On a Scale of 1 to 10

Written by: Mia
June 9, 2022

On a Scale of 1 to 10

I wish that when doctors ask you to, “ Rate your pain from 1 to 10” the numbers go beyond ten because every time they asked me what my pain felt like it felt more like a 20. My name is Mia Thinnes and when I was six years old I was diagnosed with a brain tumor.

It started when I was five years old, I had unexplainable migraines every day. My parents and I went to pediatricians, chiropractors, you name it, but no one had a solution. Then, mercifully, came the suggestion of an MRI scan. The first of many MRIs revealed a golf ball-sized tumor sitting at the base of my skull, mere inches away from my brain stem. My treatment consisted of 6 weeks of chemo and radiation in Rochester, Minnesota at the Mayo Clinic and 55 weeks of chemo in my home town Bismarck, ND. I had a port surgery when we arrived.

I missed the entire first half of first grade, and I would soon learn that nothing would be the same between me, my old friends, and my two sisters. I wasn’t faster than the other students anymore, not like I had been. Most days I went to school for half of the regular time. I didn’t go outside for recess, I wore a mask to school every day, and I was constantly prompted by the same student why I wore a hat all day.

I made it through elementary school with fewer friends than when I had started, but a better understanding of who the people supporting me were. I loved learning about new subjects and stories of adventure and mystery intrigued me. I had my port removed and until April of 2013, when my vision started to go blurry, life was all that I could make it. 

My mom took me to the eye doctor after I could no longer see the church song lyrics projected on the screen a few yards away from me. The doctor pronounced the word cataracts like “ Cats-are-act’s.” and I soon found myself in a hospital room again. I think that the worst part about the recovery was the tape we used to secure the eyepatch around my eye. Since the age of nine, I’ve been wearing glasses.

In my favorite stories, heroes are tested again and again by the antagonist to see if they will finally buckle under the pressure. I’m no hero, but my story is similar to theirs. In October 2014, I was diagnosed with thyroid cancer.

The doctors said that I was lucky because they caught it at an early stage, I would not need to have chemo or radiation, and they only needed to take one side out. Regardless of my parent’s wishes to take both sides of my thyroid out, they proceeded with the surgery. After spending an agonizing night in the hospital with my throat on fire we started to make our way home.
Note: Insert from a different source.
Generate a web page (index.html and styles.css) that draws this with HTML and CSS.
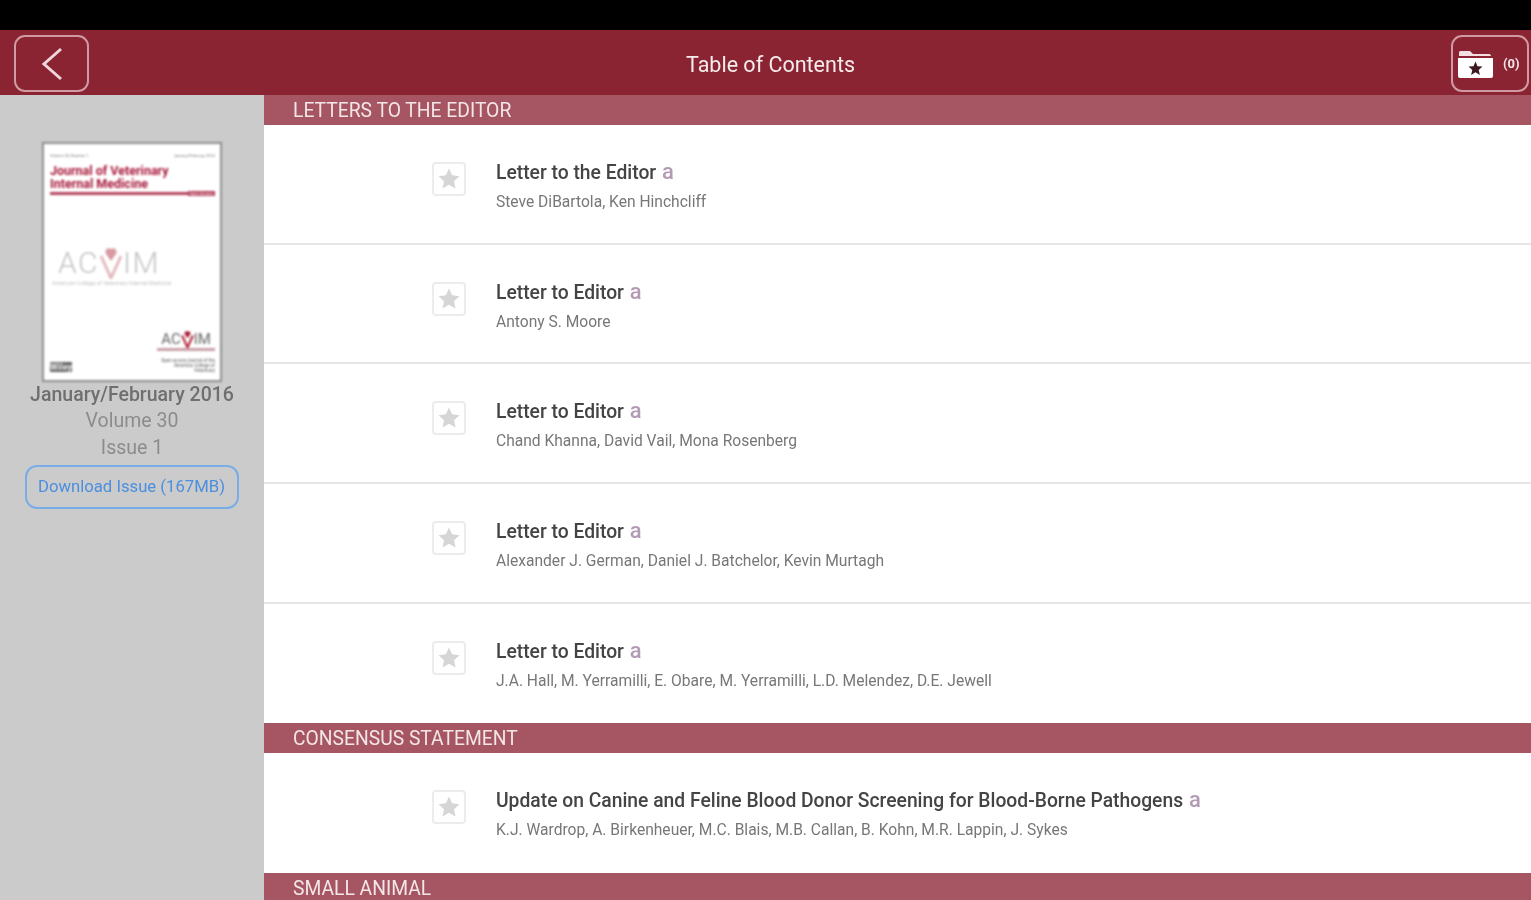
FILE: index.html
```html
<!DOCTYPE html>
<html lang="en">
<head>
<meta charset="utf-8">
<title>Table of Contents</title>
<link rel="stylesheet" href="styles.css">
</head>
<body>
<svg class="defs" width="0" height="0" aria-hidden="true"><defs>
<g id="star-box">
<rect x="1" y="1" width="32" height="32" rx="3" fill="#fff" stroke="#ececec" stroke-width="2"/>
<path d="M17 6.500l3.100 6.800 7.400.9-5.500 5 1.500 7.300-6.500-3.700-6.500 3.700 1.500-7.300-5.500-5 7.400-.9z" fill="#d6d6d6"/>
</g>
</defs></svg>
<div class="status"></div>
<header class="topbar">
  <button class="nav-btn back" aria-label="Back">
    <svg width="24" height="36" viewBox="0 0 24 36"><path d="M21 3L4 18l17 15" fill="none" stroke="#f0d6da" stroke-width="3"/></svg>
  </button>
  <h1 class="title">Table of Contents</h1>
  <button class="nav-btn saved" aria-label="Saved articles">
    <svg width="37" height="30" viewBox="0 0 37 30"><path d="M2 7V3.500Q2 2 3.500 2H13l3 3h16q2 0 2 2z" fill="#f3dfe1"/><path d="M1 9h35v18q0 2-2 2H3q-2 0-2-2z" fill="#fff"/><path d="M18.500 12.500l2 4.700 5 .4-3.800 3.300 1.200 5-4.400-2.700-4.400 2.700 1.200-5-3.800-3.300 5-.4z" fill="#3b1b20"/></svg>
    <span class="count">(0)</span>
  </button>
</header>
<div class="layout">
  <aside class="sidebar">
    <div class="cover">
      <div class="cover-meta"><span>Volume 30, Number 1</span><span>January/February 2016</span></div>
      <div class="cover-title">Journal of Veterinary<br>Internal Medicine</div>
      <div class="cover-rule"><span>Open Access</span></div>
      <div class="acvim-big">AC<svg class="v-mark" width="24" height="31" viewBox="0 0 24 31"><path d="M2 8l10 22L22 8" fill="none" stroke="#e3b9bd" stroke-width="3"/><path d="M12 1c-3-2-7 1-5 5l5 7 5-7c2-4-2-7-5-5z" fill="#d99aa2"/></svg>IM</div>
      <div class="acvim-sub">American College of Veterinary Internal Medicine</div>
      <div class="cover-foot">
        <div class="wiley">Wiley</div>
        <div class="foot-right">
          <div class="acvim-small">AC<svg width="13" height="17" viewBox="0 0 24 31"><path d="M2 8l10 22L22 8" fill="none" stroke="#b3283c" stroke-width="4"/><path d="M12 1c-3-2-7 1-5 5l5 7 5-7c2-4-2-7-5-5z" fill="#a81f35"/></svg>IM</div>
          <div class="foot-rule"></div>
          <div class="foot-lines">Open access journal of the American College of Veterinary</div>
        </div>
      </div>
    </div>
    <p class="issue-date">January/February 2016</p>
    <p class="issue-line">Volume 30</p>
    <p class="issue-line">Issue 1</p>
    <button class="download">Download Issue (167MB)</button>
  </aside>
  <main class="content">
    <h2 class="section">LETTERS TO THE EDITOR</h2>
    <article class="row">
      <svg class="star" width="34" height="34" viewBox="0 0 34 34"><use href="#star-box"/></svg>
      <div class="text"><h3 class="art-title">Letter to the Editor <span class="oa">a</span></h3><p class="authors">Steve DiBartola, Ken Hinchcliff</p></div>
    </article>
    <article class="row">
      <svg class="star" width="34" height="34" viewBox="0 0 34 34"><use href="#star-box"/></svg>
      <div class="text"><h3 class="art-title">Letter to Editor <span class="oa">a</span></h3><p class="authors">Antony S. Moore</p></div>
    </article>
    <article class="row">
      <svg class="star" width="34" height="34" viewBox="0 0 34 34"><use href="#star-box"/></svg>
      <div class="text"><h3 class="art-title">Letter to Editor <span class="oa">a</span></h3><p class="authors">Chand Khanna, David Vail, Mona Rosenberg</p></div>
    </article>
    <article class="row">
      <svg class="star" width="34" height="34" viewBox="0 0 34 34"><use href="#star-box"/></svg>
      <div class="text"><h3 class="art-title">Letter to Editor <span class="oa">a</span></h3><p class="authors">Alexander J. German, Daniel J. Batchelor, Kevin Murtagh</p></div>
    </article>
    <article class="row last">
      <svg class="star" width="34" height="34" viewBox="0 0 34 34"><use href="#star-box"/></svg>
      <div class="text"><h3 class="art-title">Letter to Editor <span class="oa">a</span></h3><p class="authors">J.A. Hall, M. Yerramilli, E. Obare, M. Yerramilli, L.D. Melendez, D.E. Jewell</p></div>
    </article>
    <h2 class="section">CONSENSUS STATEMENT</h2>
    <article class="row last">
      <svg class="star" width="34" height="34" viewBox="0 0 34 34"><use href="#star-box"/></svg>
      <div class="text"><h3 class="art-title">Update on Canine and Feline Blood Donor Screening for Blood-Borne Pathogens <span class="oa">a</span></h3><p class="authors">K.J. Wardrop, A. Birkenheuer, M.C. Blais, M.B. Callan, B. Kohn, M.R. Lappin, J. Sykes</p></div>
    </article>
    <h2 class="section">SMALL ANIMAL</h2>
  </main>
</div>
</body>
</html>
```
FILE: styles.css
```css
* { box-sizing: border-box; }
html, body { margin: 0; height: 100%; overflow: hidden; }
body { width: 1531px; height: 900px; font-family: Roboto, "Liberation Sans", sans-serif; background: #fff; }
.defs { position: absolute; }
.status { height: 30px; background: #000; }
.topbar { height: 65px; background: #8a2433; display: flex; align-items: center; justify-content: space-between; position: relative; padding: 0 0 0 14px; }
.nav-btn { background: transparent; border: 2px solid #cf9aa2; border-radius: 11px; height: 57px; padding: 0; display: flex; align-items: center; color: #fff; font-family: inherit; filter: blur(.7px); }
.back { width: 75px; justify-content: center; margin-top: 2px; }
.saved { width: 78px; margin-right: 2px; margin-top: 2px; padding-left: 4px; gap: 9px; }
.count { font-size: 13px; font-weight: 700; color: #f4e4e6; }
.title { margin: 0; position: absolute; left: 686px; top: 20px; font-size: 21.500px; font-weight: 400; color: #f6ecec; line-height: 30px; filter: blur(.7px); }
.layout { display: flex; height: 805px; }
.sidebar { width: 264px; flex: none; background: #cbcbcb; padding-top: 47px; display: flex; flex-direction: column; align-items: center; color: #777; }
.cover { width: 180px; height: 240px; background: #fff; border: 2px solid #8e8e8e; padding: 9px 5px 5px 6px; display: flex; flex-direction: column; filter: blur(.8px); overflow: hidden; }
.cover-meta { display: flex; justify-content: space-between; font-size: 4px; line-height: 5px; color: #777; }
.cover-title { margin-top: 7px; color: #a8193a; font-size: 12.500px; font-weight: 700; line-height: 12.500px; white-space: nowrap; }
.cover-rule { height: 3px; margin-top: 2px; background: #b5455e; display: flex; justify-content: flex-end; align-items: center; }
.cover-rule span { font-size: 4px; line-height: 5px; background: #b5455e; color: #fff; padding: 0 2px; }
.acvim-big { margin-top: 52px; margin-left: 8px; font-size: 30px; line-height: 32px; color: #c4c4c4; display: flex; align-items: flex-end; font-weight: 300; white-space: nowrap; letter-spacing: 1.500px; }
.acvim-sub { margin-left: 2px; font-size: 5.500px; line-height: 7px; margin-top: 1px; color: #c0c0c0; white-space: nowrap; }
.cover-foot { margin-top: auto; display: flex; justify-content: space-between; align-items: flex-end; }
.wiley { font-size: 9px; font-weight: 900; line-height: 10px; background: #666; color: #ddd; width: 22px; overflow: hidden; margin-bottom: 3px; }
.foot-right { width: 58px; display: flex; flex-direction: column; align-items: center; margin-bottom: 2px; }
.acvim-small { font-size: 15px; line-height: 17px; color: #666; display: flex; align-items: flex-end; }
.foot-rule { width: 100%; height: 3px; margin: 0 0 7px; background: #c9a0a8; }
.foot-lines { font-size: 4.500px; line-height: 5px; width: 100%; text-align: right; color: #888; font-weight: 700; }
.issue-date, .issue-line { margin: 0; white-space: nowrap; filter: blur(.7px); }
.issue-date { font-size: 19.500px; font-weight: 500; line-height: 26px; color: #6f6f6f; }
.issue-line { font-size: 19.500px; line-height: 26.500px; color: #8c8c8c; }
.download { margin-top: 4px; width: 214px; margin-left: -1px; height: 44px; background: transparent; border: 2px solid #78ade8; border-radius: 12px; color: #4a8fe0; font-family: inherit; font-size: 16.700px; line-height: 20px; padding: 0; white-space: nowrap; filter: blur(.7px); }
.content { flex: 1; min-width: 0; }
.section { margin: 0; height: 30px; background: #a65562; color: #f3e6e7; font-size: 19.300px; font-weight: 400; line-height: 31px; padding-left: 29px; white-space: nowrap; filter: blur(.5px); }
.art-title, .authors { filter: blur(.7px); }
.row { height: 119.700px; border-bottom: 2px solid #e6e6e6; display: flex; align-items: flex-start; padding: 37px 0 0 168px; gap: 30px; }
.row.last { border-bottom: 0; }
.star { flex: none; filter: blur(.7px); }
.text { margin-top: -3px; }
.art-title { margin: 0; font-size: 19.300px; font-weight: 500; line-height: 27px; color: #444; white-space: nowrap; }
.oa { color: #b39bb4; font-weight: 500; font-size: 22px; line-height: 20px; margin-left: 1px; }
.authors { margin: 6px 0 0; font-size: 15.600px; line-height: 20px; color: #777; white-space: nowrap; }
```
The telephone rang a shrill sound and informed us that we had to come back and have the other side taken out because it was also cancerous. With the doctors continuously apologizing, I was put under anesthesia and operated on for the second time. I woke up the second time with fire in my throat maximized to triple. I thought it ironic that no one ever asked me how I felt about the surgery.

 Every morning I wake up, take a medicine called Levothyroxine, and wait for a half-hour to eat breakfast. During this time I proceed through the regular routine of a seventeen-year-old going to high school and think to myself what things would be like if the doctors hadn’t found the tumor when I was six. 

Sometimes I feel like a child in a young woman’s body. I want to play with toys and run around outside all day without a care in the world. If I could get the time back I would go outside and play with my friends and sisters. Maybe then I wouldn’t be as lonely and shy as I am today, but those are just ifs. 

In a way, what happened to me is what made me become who I am today. I consider myself a fun-loving free spirit. I try my hardest to be kind to every individual I meet, and I have plans to go to college to become an elementary teacher. I find joy in storybooks, poetry, and have done some fiction writing myself. Nothing is more important to me than my family. 

On a scale of 1 to 10, how would you describe the effect cancer had on you? Again the scale goes far beyond ten. Through a brain tumor diagnosis, chemo and radiation, port surgery cataracts, and two thyroid surgeries my whole life has had ups and downs, twists and turns, and sometimes stop and yield signs. 1000%, my experience with cancer has changed me and I wouldn’t change it for the world. Thank you for reading my entry! I hope to hear from you soon.